Julia Child was just bada$$. Working in the Office of Strategic Services, learning to cook as an “older” woman, inventing a formula that was a shark repellent (wonder if that is where Batman got his Bat-Shark Repellent?) and just being herself, Child was and would become (in her words) Born Hungry: Julia Child Becomes the French Chef and would teach others that it was worth the time to learn how to do thing the “right way” when it came to cooking the perfect dish or meal.
The illustrations are a bit “artistic” and maybe not the best to portray Child in a “realistic” manner, but they are bold, colorful, and expressive. Like a good meal, I would say they should be savored and not gobbled up. Sarah Green interpreted the words of Alex Prud’Homme and brought to life Julia Child.
Having read other books (even picture books like this one) about her, this book was a smidgen disappointing as it only hits the basics of Childs life and does not delve deeply into any one thing. Prud’Homme focuses more on the food aspect and how Childs came to be known around the world as one of the greatest chefs. Therefore, if you are looking for a full biography this is not it, but if you are looking for an introduction, this is perfect.

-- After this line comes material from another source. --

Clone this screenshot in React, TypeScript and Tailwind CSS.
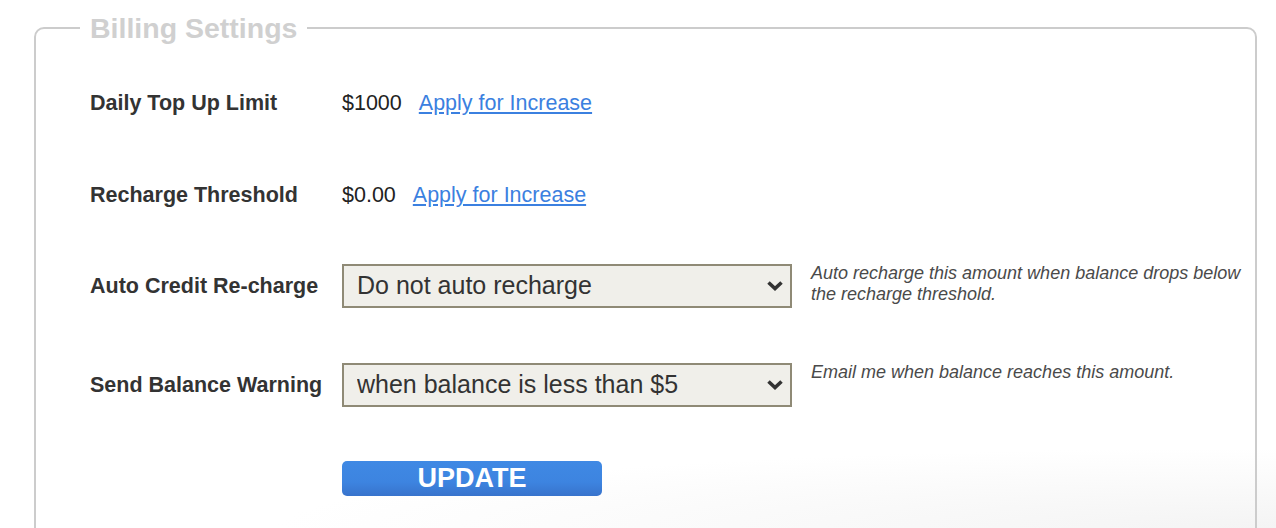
import React from "react";

const font = { fontFamily: '"Liberation Sans", Arial, Helvetica, sans-serif' };

function Chevron() {
  return (
    <svg
      className="pointer-events-none absolute right-[8px] top-1/2 -translate-y-1/2"
      width="18"
      height="12"
      viewBox="0 0 18 12"
      fill="none"
    >
      <path d="M2.5 2.5 L9 8.5 L15.5 2.5" stroke="#333" strokeWidth="3.6" strokeLinecap="butt" />
    </svg>
  );
}

function FakeSelect({ options }: { options: string[] }) {
  return (
    <div className="relative w-[450px] h-[44px] shrink-0">
      <select
        defaultValue={options[0]}
        className="appearance-none w-full h-full border-2 border-[#8f8a76] bg-[#f0efea] pl-[13px] pr-10 text-[25px] text-[#333] outline-none rounded-none"
        style={font}
      >
        {options.map((o) => (
          <option key={o}>{o}</option>
        ))}
      </select>
      <Chevron />
    </div>
  );
}

export default function App() {
  return (
    <div
      className="h-[528px] w-full overflow-hidden bg-[radial-gradient(1000px_80px_at_100%_100%,#f4f4f4,#ffffff)] pt-[12px] pl-[34px] pr-[19px]"
      style={font}
    >
      <fieldset className="border-2 border-[#cccccc] rounded-[10px] pl-[54px] pr-0 pt-[36px] h-[640px] min-w-0">
        <legend className="-ml-[10px] px-[10px] text-[28.5px] leading-[32px] font-bold text-[#d0d0d0]">
          Billing Settings
        </legend>

        {/* Daily Top Up Limit */}
        <div className="flex items-center h-[46px]">
          <div className="w-[252px] shrink-0 text-[21.5px] font-bold text-[#333]">Daily Top Up Limit</div>
          <div className="text-[21.5px] text-[#222]">$1000</div>
          <a href="#" className="ml-[17px] text-[21.5px] text-[#3b80e0] underline">
            Apply for Increase
          </a>
        </div>

        {/* Recharge Threshold */}
        <div className="flex items-center h-[46px] mt-[46px]">
          <div className="w-[252px] shrink-0 text-[21.5px] font-bold text-[#333]">Recharge Threshold</div>
          <div className="text-[21.5px] text-[#222]">$0.00</div>
          <a href="#" className="ml-[17px] text-[21.5px] text-[#3b80e0] underline">
            Apply for Increase
          </a>
        </div>

        {/* Auto Credit Re-charge */}
        <div className="flex items-start mt-[46px]">
          <div className="w-[252px] shrink-0 h-[44px] flex items-center text-[21.5px] font-bold text-[#333]">
            Auto Credit Re-charge
          </div>
          <FakeSelect options={["Do not auto recharge", "$10", "$25", "$50", "$100"]} />
          <p className="ml-[19px] -mt-[1px] w-[440px] shrink-0 text-[18px] leading-[21px] italic text-[#4a4a4a]">
            Auto recharge this amount when balance drops below the recharge threshold.
          </p>
        </div>

        {/* Send Balance Warning */}
        <div className="flex items-start mt-[55px]">
          <div className="w-[252px] shrink-0 h-[44px] flex items-center text-[21.5px] font-bold text-[#333]">
            Send Balance Warning
          </div>
          <FakeSelect options={["when balance is less than $5", "when balance is less than $10", "Never"]} />
          <p className="ml-[19px] -mt-[1px] w-[440px] shrink-0 text-[18px] leading-[21px] italic text-[#4a4a4a]">
            Email me when balance reaches this amount.
          </p>
        </div>

        <div className="flex mt-[54px]">
          <div className="w-[252px] shrink-0" />
          <button
            type="button"
            className="w-[260px] h-[35px] rounded-[5px] bg-[linear-gradient(to_bottom,#3f89e4_0%,#3d84e0_60%,#3873cc_100%)] text-white text-[27px] font-bold leading-none"
          >
            UPDATE
          </button>
        </div>
      </fieldset>
    </div>
  );
}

Having read the publisher description of the book, I learned that the author is the grandnephew of Childs, which made it more fun to have read. And in the end, regardless of if you like Child, or the way she cooked, you should admit that anyone who has over 10 cookbooks and over 10 different television shows (not ot mention podcasts, websites dedication to and more) has had an impact on the world of food.